Closely related to railway construction are numerous files on Turkish bonds, the Dette Publique Ottomane, and debt regulations after the First World War. Alongside railways and imperial bonds the files also illuminate a raft of other investments in infrastructure, agricultural and energy: the German-Levantine Cotton Company, the Company for the Irrigation of the Konya Plain, the Haidar-Pasha Port Company and port facilities in Alexandretta, Jaffa, Haifa and other places, the Turkish Petroleum Company and the European Petroleum Union. The complex diplomatic and political dimensions of this business activity can be explored in correspondence exchanged with the Foreign Office in Berlin between 1896 and 1914. This series is a particularly valuable resource for the Balkan Wars and First World War.[3] The files contain important material on the Armenian genocide.[4]

Since the late 1990s a number of political, economic and cultural historians from Germany and abroad have taken advantage of the opportunity to consult Orient Office files, research which has produced numerous publications and even exhibitions. The sheer size of the record group means that its potential is far from exhausted, and academic researchers are welcome, by prior appointment, to explore further.


Notes

[1] Martin L. Müller, ‘50 Jahre Historisches Institut der Deutschen Bank’, in: Archiv und Wirtschaft. Zeitschrift für das Archivwesen der Wirtschaft, 2011, 4, pp. 160-
70.

[2] Manfred Pohl, Von Stambul nach Bagdad. Die Geschichte einer berühmten Eisenbahn, Piper Verlag. 1999, p.97.

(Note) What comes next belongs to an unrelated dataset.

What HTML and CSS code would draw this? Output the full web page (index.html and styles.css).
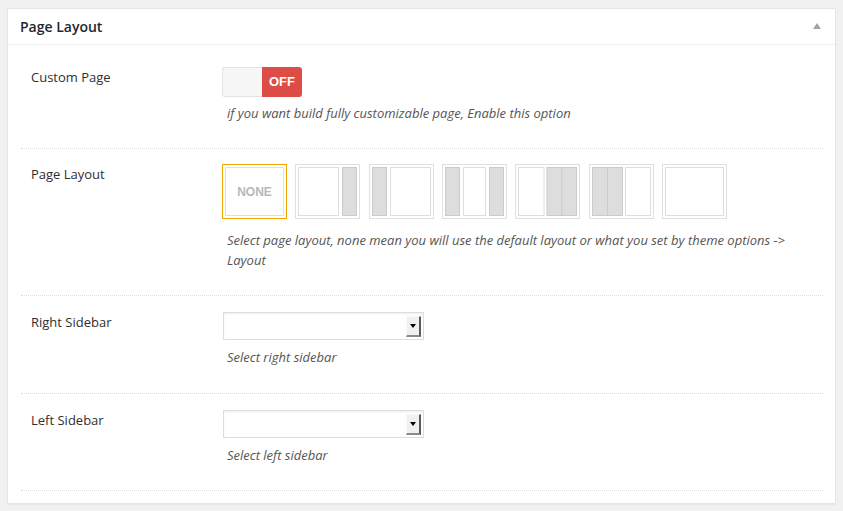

[3] Peter Hertner, ‘The Balkan Railways, International Capital and Banking from the End of the Nineteenth Century’, in: Gerald D. Feldman / Peter Hertner (eds.), Finance and Modernization, Ashgate. 2008, pp. 125-53.

[4] Hilmar Kaiser, ‘The Baghdad Railway and the Armenian Genocide, 1915-1916’ in: Richard G. Hovannissian (ed.), Remembrance and Denial: The Case of the Armenian, Wayne State University Press. 1999. pp. 67-112.